**Provided material**
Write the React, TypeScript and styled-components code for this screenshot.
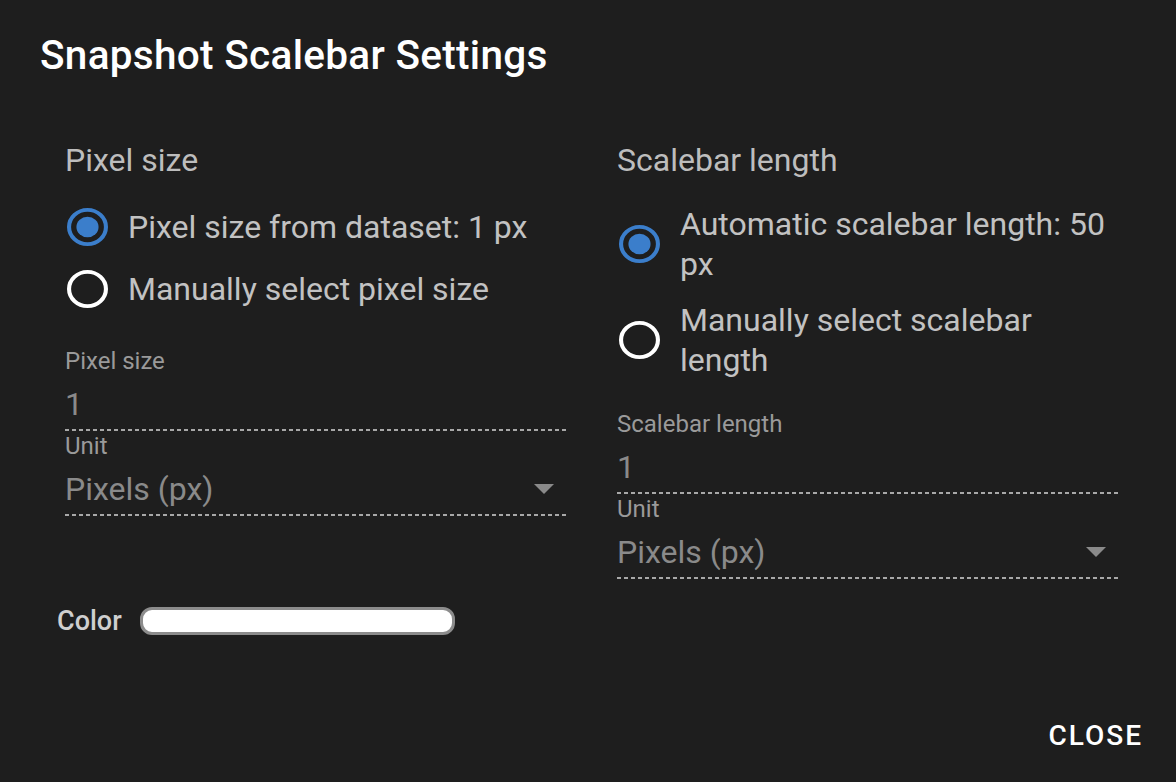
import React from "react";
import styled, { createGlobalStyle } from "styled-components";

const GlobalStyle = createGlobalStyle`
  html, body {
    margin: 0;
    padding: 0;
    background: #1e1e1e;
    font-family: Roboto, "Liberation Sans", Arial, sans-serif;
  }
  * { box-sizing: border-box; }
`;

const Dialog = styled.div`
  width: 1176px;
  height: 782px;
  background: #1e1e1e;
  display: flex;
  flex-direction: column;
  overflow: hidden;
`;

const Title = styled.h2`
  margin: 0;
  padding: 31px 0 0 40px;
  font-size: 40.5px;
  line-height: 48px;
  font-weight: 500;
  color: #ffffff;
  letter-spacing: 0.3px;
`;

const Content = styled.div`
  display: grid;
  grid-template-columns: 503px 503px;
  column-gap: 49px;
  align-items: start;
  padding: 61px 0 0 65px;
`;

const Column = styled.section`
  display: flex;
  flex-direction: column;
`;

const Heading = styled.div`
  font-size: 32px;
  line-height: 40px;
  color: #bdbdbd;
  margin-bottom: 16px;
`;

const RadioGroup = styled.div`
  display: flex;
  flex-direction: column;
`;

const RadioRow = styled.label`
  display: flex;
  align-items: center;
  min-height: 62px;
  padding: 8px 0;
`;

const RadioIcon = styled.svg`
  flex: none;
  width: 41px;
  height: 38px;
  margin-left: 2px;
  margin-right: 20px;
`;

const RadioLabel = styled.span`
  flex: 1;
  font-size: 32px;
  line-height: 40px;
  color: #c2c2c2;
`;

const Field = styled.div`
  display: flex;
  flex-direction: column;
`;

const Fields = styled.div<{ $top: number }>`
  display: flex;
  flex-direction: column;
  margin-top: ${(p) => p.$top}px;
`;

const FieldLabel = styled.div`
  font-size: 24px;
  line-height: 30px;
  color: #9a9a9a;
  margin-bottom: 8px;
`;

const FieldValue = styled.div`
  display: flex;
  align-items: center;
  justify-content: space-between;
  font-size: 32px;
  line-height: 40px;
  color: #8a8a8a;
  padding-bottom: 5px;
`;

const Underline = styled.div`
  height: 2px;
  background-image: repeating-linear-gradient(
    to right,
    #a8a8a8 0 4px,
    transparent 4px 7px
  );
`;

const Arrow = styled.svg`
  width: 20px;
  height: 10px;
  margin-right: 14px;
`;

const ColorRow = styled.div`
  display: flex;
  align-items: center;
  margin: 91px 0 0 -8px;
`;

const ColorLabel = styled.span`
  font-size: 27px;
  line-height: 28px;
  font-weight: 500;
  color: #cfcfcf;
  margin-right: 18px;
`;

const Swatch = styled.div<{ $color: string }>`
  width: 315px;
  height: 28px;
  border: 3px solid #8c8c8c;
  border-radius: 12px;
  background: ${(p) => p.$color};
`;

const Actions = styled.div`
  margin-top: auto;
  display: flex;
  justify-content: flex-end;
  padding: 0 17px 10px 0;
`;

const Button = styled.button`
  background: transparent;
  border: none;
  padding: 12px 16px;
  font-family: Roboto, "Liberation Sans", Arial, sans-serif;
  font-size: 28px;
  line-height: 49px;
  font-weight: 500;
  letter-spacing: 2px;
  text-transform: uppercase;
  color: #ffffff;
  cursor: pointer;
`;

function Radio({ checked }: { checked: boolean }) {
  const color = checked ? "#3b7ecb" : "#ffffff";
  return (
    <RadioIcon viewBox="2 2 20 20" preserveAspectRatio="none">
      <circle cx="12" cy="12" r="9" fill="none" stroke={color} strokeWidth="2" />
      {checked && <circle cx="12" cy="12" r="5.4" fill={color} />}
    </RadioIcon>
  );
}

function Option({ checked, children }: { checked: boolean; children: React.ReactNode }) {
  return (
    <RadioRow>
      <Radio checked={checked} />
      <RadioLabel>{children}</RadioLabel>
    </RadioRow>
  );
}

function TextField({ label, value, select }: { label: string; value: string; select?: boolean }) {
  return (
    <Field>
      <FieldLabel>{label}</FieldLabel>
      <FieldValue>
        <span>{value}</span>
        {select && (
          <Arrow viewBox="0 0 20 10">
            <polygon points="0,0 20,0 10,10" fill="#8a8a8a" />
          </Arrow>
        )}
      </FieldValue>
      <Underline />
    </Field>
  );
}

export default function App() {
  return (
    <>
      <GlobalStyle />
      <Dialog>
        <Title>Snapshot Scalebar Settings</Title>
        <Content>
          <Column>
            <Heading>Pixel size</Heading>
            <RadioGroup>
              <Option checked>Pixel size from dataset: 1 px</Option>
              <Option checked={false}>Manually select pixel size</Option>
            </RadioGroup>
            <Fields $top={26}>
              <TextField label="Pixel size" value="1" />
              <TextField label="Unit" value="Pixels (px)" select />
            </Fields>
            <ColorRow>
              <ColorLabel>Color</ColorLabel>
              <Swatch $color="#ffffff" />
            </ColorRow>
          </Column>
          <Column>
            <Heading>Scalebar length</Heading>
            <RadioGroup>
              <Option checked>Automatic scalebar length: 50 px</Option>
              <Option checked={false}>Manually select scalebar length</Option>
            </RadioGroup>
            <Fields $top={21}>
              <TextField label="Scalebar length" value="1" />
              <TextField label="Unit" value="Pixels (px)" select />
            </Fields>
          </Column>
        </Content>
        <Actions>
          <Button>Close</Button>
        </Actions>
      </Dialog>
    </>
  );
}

**Aim**
Return each line exactly as written. Any picture gets left out.

**Answer to this exercise**
Write the React, TypeScript and styled-components code for this screenshot.
import React from "react";
import styled, { createGlobalStyle } from "styled-components";

const GlobalStyle = createGlobalStyle`
  html, body {
    margin: 0;
    padding: 0;
    background: #1e1e1e;
    font-family: Roboto, "Liberation Sans", Arial, sans-serif;
  }
  * { box-sizing: border-box; }
`;

const Dialog = styled.div`
  width: 1176px;
  height: 782px;
  background: #1e1e1e;
  display: flex;
  flex-direction: column;
  overflow: hidden;
`;

const Title = styled.h2`
  margin: 0;
  padding: 31px 0 0 40px;
  font-size: 40.5px;
  line-height: 48px;
  font-weight: 500;
  color: #ffffff;
  letter-spacing: 0.3px;
`;

const Content = styled.div`
  display: grid;
  grid-template-columns: 503px 503px;
  column-gap: 49px;
  align-items: start;
  padding: 61px 0 0 65px;
`;

const Column = styled.section`
  display: flex;
  flex-direction: column;
`;

const Heading = styled.div`
  font-size: 32px;
  line-height: 40px;
  color: #bdbdbd;
  margin-bottom: 16px;
`;

const RadioGroup = styled.div`
  display: flex;
  flex-direction: column;
`;

const RadioRow = styled.label`
  display: flex;
  align-items: center;
  min-height: 62px;
  padding: 8px 0;
`;

const RadioIcon = styled.svg`
  flex: none;
  width: 41px;
  height: 38px;
  margin-left: 2px;
  margin-right: 20px;
`;

const RadioLabel = styled.span`
  flex: 1;
  font-size: 32px;
  line-height: 40px;
  color: #c2c2c2;
`;

const Field = styled.div`
  display: flex;
  flex-direction: column;
`;

const Fields = styled.div<{ $top: number }>`
  display: flex;
  flex-direction: column;
  margin-top: ${(p) => p.$top}px;
`;

const FieldLabel = styled.div`
  font-size: 24px;
  line-height: 30px;
  color: #9a9a9a;
  margin-bottom: 8px;
`;

const FieldValue = styled.div`
  display: flex;
  align-items: center;
  justify-content: space-between;
  font-size: 32px;
  line-height: 40px;
  color: #8a8a8a;
  padding-bottom: 5px;
`;

const Underline = styled.div`
  height: 2px;
  background-image: repeating-linear-gradient(
    to right,
    #a8a8a8 0 4px,
    transparent 4px 7px
  );
`;

const Arrow = styled.svg`
  width: 20px;
  height: 10px;
  margin-right: 14px;
`;

const ColorRow = styled.div`
  display: flex;
  align-items: center;
  margin: 91px 0 0 -8px;
`;

const ColorLabel = styled.span`
  font-size: 27px;
  line-height: 28px;
  font-weight: 500;
  color: #cfcfcf;
  margin-right: 18px;
`;

const Swatch = styled.div<{ $color: string }>`
  width: 315px;
  height: 28px;
  border: 3px solid #8c8c8c;
  border-radius: 12px;
  background: ${(p) => p.$color};
`;

const Actions = styled.div`
  margin-top: auto;
  display: flex;
  justify-content: flex-end;
  padding: 0 17px 10px 0;
`;

const Button = styled.button`
  background: transparent;
  border: none;
  padding: 12px 16px;
  font-family: Roboto, "Liberation Sans", Arial, sans-serif;
  font-size: 28px;
  line-height: 49px;
  font-weight: 500;
  letter-spacing: 2px;
  text-transform: uppercase;
  color: #ffffff;
  cursor: pointer;
`;

function Radio({ checked }: { checked: boolean }) {
  const color = checked ? "#3b7ecb" : "#ffffff";
  return (
    <RadioIcon viewBox="2 2 20 20" preserveAspectRatio="none">
      <circle cx="12" cy="12" r="9" fill="none" stroke={color} strokeWidth="2" />
      {checked && <circle cx="12" cy="12" r="5.4" fill={color} />}
    </RadioIcon>
  );
}

function Option({ checked, children }: { checked: boolean; children: React.ReactNode }) {
  return (
    <RadioRow>
      <Radio checked={checked} />
      <RadioLabel>{children}</RadioLabel>
    </RadioRow>
  );
}

function TextField({ label, value, select }: { label: string; value: string; select?: boolean }) {
  return (
    <Field>
      <FieldLabel>{label}</FieldLabel>
      <FieldValue>
        <span>{value}</span>
        {select && (
          <Arrow viewBox="0 0 20 10">
            <polygon points="0,0 20,0 10,10" fill="#8a8a8a" />
          </Arrow>
        )}
      </FieldValue>
      <Underline />
    </Field>
  );
}

export default function App() {
  return (
    <>
      <GlobalStyle />
      <Dialog>
        <Title>Snapshot Scalebar Settings</Title>
        <Content>
          <Column>
            <Heading>Pixel size</Heading>
            <RadioGroup>
              <Option checked>Pixel size from dataset: 1 px</Option>
              <Option checked={false}>Manually select pixel size</Option>
            </RadioGroup>
            <Fields $top={26}>
              <TextField label="Pixel size" value="1" />
              <TextField label="Unit" value="Pixels (px)" select />
            </Fields>
            <ColorRow>
              <ColorLabel>Color</ColorLabel>
              <Swatch $color="#ffffff" />
            </ColorRow>
          </Column>
          <Column>
            <Heading>Scalebar length</Heading>
            <RadioGroup>
              <Option checked>Automatic scalebar length: 50 px</Option>
              <Option checked={false}>Manually select scalebar length</Option>
            </RadioGroup>
            <Fields $top={21}>
              <TextField label="Scalebar length" value="1" />
              <TextField label="Unit" value="Pixels (px)" select />
            </Fields>
          </Column>
        </Content>
        <Actions>
          <Button>Close</Button>
        </Actions>
      </Dialog>
    </>
  );
}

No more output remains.